* DIRECTIONS FOR THIS TASK *
Skip the pictures, please, and write out exactly the lines from the opening of the data through the line containing "w-full rounded-[8px] border".
● ● ● ● ●
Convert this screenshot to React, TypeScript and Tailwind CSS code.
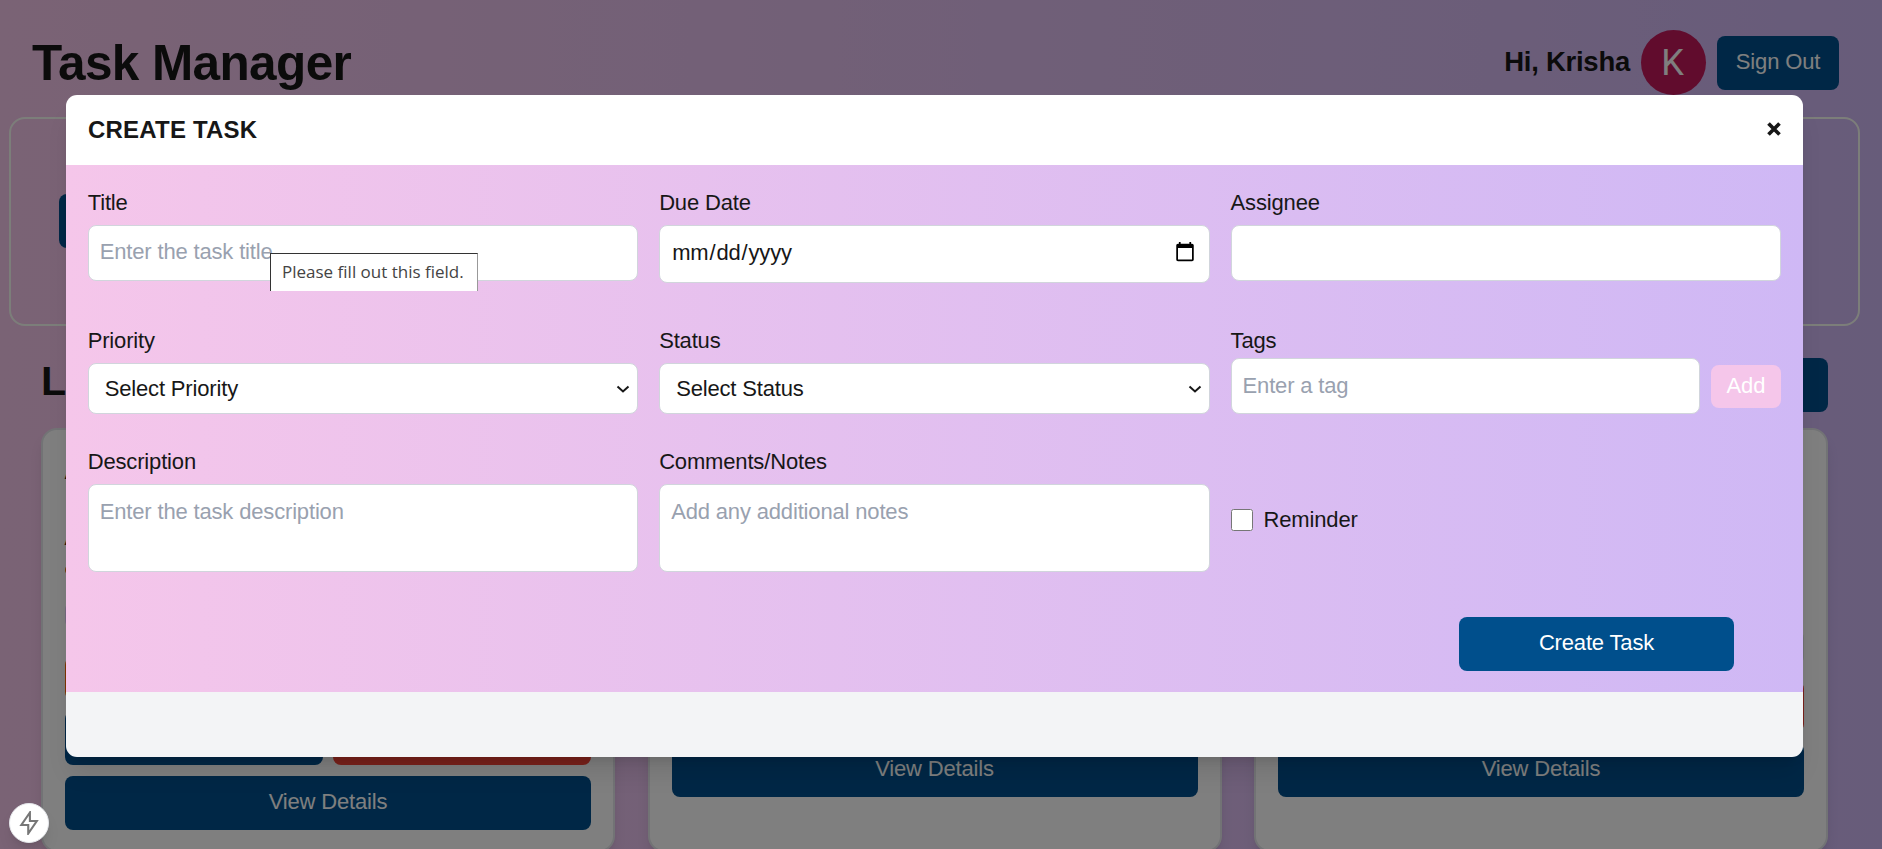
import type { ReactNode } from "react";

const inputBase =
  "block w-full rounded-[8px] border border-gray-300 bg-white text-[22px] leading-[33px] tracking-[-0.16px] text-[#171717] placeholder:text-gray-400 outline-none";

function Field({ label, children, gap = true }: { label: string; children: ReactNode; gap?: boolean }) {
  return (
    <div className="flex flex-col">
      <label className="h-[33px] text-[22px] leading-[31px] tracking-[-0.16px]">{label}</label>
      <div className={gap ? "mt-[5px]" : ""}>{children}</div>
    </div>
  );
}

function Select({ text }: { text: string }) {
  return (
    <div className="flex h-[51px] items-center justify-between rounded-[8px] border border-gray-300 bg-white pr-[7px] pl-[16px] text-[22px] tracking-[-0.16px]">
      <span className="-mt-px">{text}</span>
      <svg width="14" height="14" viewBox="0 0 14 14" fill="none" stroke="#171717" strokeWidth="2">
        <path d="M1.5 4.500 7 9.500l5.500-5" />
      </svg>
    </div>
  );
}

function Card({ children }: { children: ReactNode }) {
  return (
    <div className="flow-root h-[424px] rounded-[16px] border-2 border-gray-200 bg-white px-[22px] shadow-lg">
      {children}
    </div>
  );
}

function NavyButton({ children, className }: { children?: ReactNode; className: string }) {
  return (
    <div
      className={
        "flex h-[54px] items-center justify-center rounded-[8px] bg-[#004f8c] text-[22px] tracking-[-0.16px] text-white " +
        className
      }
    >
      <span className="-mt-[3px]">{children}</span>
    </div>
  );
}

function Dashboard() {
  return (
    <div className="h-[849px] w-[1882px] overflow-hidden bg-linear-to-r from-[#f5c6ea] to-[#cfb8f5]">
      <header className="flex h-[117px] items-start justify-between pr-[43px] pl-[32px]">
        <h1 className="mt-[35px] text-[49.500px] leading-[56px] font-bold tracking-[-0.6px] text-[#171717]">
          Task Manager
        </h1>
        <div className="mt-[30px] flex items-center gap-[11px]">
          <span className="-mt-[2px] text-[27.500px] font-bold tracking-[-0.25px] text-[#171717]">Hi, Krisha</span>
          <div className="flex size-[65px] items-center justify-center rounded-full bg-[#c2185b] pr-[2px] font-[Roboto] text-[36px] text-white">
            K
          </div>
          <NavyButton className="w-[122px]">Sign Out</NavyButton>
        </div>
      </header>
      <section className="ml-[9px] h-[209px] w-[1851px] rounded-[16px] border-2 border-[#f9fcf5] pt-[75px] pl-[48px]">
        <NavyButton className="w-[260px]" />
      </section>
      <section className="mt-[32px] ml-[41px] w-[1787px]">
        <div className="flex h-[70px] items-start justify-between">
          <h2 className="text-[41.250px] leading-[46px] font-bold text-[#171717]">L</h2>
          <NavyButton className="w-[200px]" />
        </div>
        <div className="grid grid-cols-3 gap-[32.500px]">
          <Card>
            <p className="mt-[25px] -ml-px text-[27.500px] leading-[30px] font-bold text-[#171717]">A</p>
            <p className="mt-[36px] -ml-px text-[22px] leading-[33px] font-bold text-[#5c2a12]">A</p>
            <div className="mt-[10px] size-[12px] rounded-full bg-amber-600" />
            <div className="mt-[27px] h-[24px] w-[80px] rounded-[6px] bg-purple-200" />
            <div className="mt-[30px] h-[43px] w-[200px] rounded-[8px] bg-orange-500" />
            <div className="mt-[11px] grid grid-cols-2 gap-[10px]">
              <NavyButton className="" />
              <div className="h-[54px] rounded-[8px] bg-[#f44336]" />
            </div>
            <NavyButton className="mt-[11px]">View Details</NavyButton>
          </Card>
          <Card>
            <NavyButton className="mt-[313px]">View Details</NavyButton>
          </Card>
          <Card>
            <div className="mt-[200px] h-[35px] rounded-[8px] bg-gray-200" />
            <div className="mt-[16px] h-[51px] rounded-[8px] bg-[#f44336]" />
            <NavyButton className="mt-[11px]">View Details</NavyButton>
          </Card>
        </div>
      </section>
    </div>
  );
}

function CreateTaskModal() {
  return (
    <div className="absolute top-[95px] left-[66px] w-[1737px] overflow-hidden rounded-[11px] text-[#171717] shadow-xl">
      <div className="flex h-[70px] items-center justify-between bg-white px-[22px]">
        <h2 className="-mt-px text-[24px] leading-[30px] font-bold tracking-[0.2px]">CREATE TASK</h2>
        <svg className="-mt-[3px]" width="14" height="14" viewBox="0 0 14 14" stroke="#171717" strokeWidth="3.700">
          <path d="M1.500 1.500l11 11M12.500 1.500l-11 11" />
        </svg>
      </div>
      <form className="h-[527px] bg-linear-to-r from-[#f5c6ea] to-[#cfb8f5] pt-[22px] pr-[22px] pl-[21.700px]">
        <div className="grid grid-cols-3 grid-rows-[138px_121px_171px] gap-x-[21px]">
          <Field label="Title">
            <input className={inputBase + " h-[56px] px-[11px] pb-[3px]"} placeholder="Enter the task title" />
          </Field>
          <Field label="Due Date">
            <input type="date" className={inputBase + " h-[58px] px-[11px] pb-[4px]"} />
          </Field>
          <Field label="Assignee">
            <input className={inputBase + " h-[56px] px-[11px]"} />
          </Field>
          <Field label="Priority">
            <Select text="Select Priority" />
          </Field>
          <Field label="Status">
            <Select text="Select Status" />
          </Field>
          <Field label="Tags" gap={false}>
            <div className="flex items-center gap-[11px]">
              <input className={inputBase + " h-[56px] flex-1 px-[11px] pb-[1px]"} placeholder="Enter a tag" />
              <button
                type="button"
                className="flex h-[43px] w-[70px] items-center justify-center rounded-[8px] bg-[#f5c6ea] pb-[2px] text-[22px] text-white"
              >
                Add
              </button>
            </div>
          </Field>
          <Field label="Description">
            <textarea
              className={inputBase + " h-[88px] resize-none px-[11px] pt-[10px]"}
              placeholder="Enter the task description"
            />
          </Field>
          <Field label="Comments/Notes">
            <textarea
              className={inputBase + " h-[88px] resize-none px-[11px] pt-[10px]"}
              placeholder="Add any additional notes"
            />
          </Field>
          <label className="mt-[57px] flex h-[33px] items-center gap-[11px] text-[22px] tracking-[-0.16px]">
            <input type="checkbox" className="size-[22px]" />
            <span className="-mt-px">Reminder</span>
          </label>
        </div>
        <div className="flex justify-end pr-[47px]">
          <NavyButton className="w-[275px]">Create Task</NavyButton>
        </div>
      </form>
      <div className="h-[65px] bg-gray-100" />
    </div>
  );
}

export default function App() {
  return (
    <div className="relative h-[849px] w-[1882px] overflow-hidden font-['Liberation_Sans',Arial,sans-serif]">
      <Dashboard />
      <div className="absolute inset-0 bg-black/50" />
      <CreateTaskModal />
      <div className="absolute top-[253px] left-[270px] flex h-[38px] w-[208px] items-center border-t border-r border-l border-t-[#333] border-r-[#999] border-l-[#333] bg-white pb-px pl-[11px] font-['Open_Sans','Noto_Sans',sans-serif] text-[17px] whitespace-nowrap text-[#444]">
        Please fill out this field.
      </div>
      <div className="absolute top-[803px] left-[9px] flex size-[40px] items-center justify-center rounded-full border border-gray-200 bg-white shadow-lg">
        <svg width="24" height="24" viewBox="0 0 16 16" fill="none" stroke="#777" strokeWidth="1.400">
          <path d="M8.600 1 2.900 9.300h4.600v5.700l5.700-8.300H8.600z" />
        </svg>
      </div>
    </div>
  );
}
● ● ● ● ●
* FINAL RESULT *
Convert this screenshot to React, TypeScript and Tailwind CSS code.
import type { ReactNode } from "react";

const inputBase =
  "block w-full rounded-[8px] border border-gray-300 bg-white text-[22px] leading-[33px] tracking-[-0.16px] text-[#171717] placeholder:text-gray-400 outline-none";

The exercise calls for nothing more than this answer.